In India we have seen many big brands die with time because they were not able to keep up with the changing preferences of the consumers. How should brands adopt to changing times?

That is absolutely true. To last in any society, a company definitely has to be flexible and change with the times. As trends, designs and buying habits change, companies have to alter their marketing strategies, increase or decrease their product offerings, keep themselves abreast of market research and understand exactly what consumers want. If the company stagnates without these, it won't last long and will die out. We tell all our brand owners to change with the times and be flexible because different markets have different needs and you need to service those needs as best as possible.

What are Bradford's plans for India? How many brands have you brought to India in the last six-seven months?
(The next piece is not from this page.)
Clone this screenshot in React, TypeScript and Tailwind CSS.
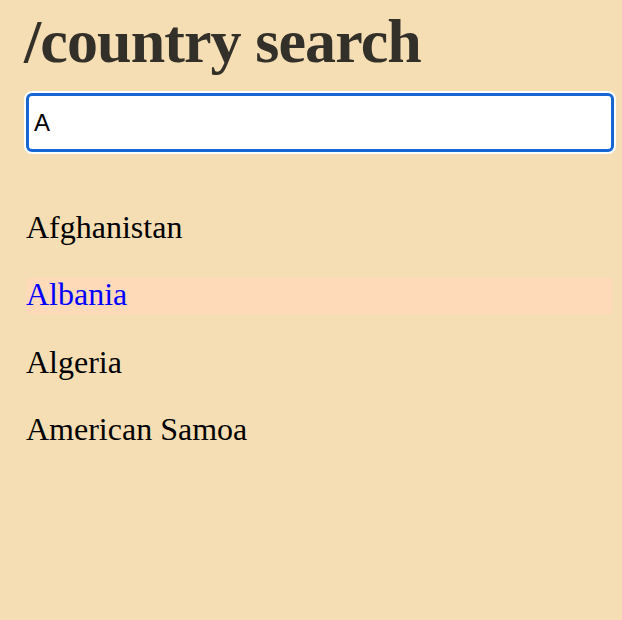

Bradford plans to educate the market on the concept of licensing and introduce its benefits to potential partners and retailers. We plan to help launch both domestic and international brands throughout India as well as help extend local Indian brands to international markets. Currently our brands in India are: Pepsi, 7UP, Mountain Dew, Marilyn Monroe by Sam Shaw, Beverly Hills, Love Beverly Hills xx, Aspen, Denise Richards, Donald Trump, Zorro, Felix the Cat, Neeta Lulla, London Taxi, British Motor Heritage, Mel's Drive In, Polaroid, Sharper Image, Caribbean Joe, Ellen Tracy, Pampered Girls, Guinness World Records, Shiv Khera.

You recently signed the first licensee for a girls' apparel brand. Which is the market you are targeting for this?

The brand Pampered Girls is a design brand targeted at young girls, originating from Hawaii. The brand currently has over 50 licensees throughout the world and its own stand-alone retail stores. We recently signed the first India agreement with Dhananjai Apparels Pvt Ltd. They will be launching a range of tops, sleepwear, skirts, co-ordinate sets, party wear frocks and sets for young girls aged 2–14 in their own branded stores throughout India, as well as additional retailers within the next two years.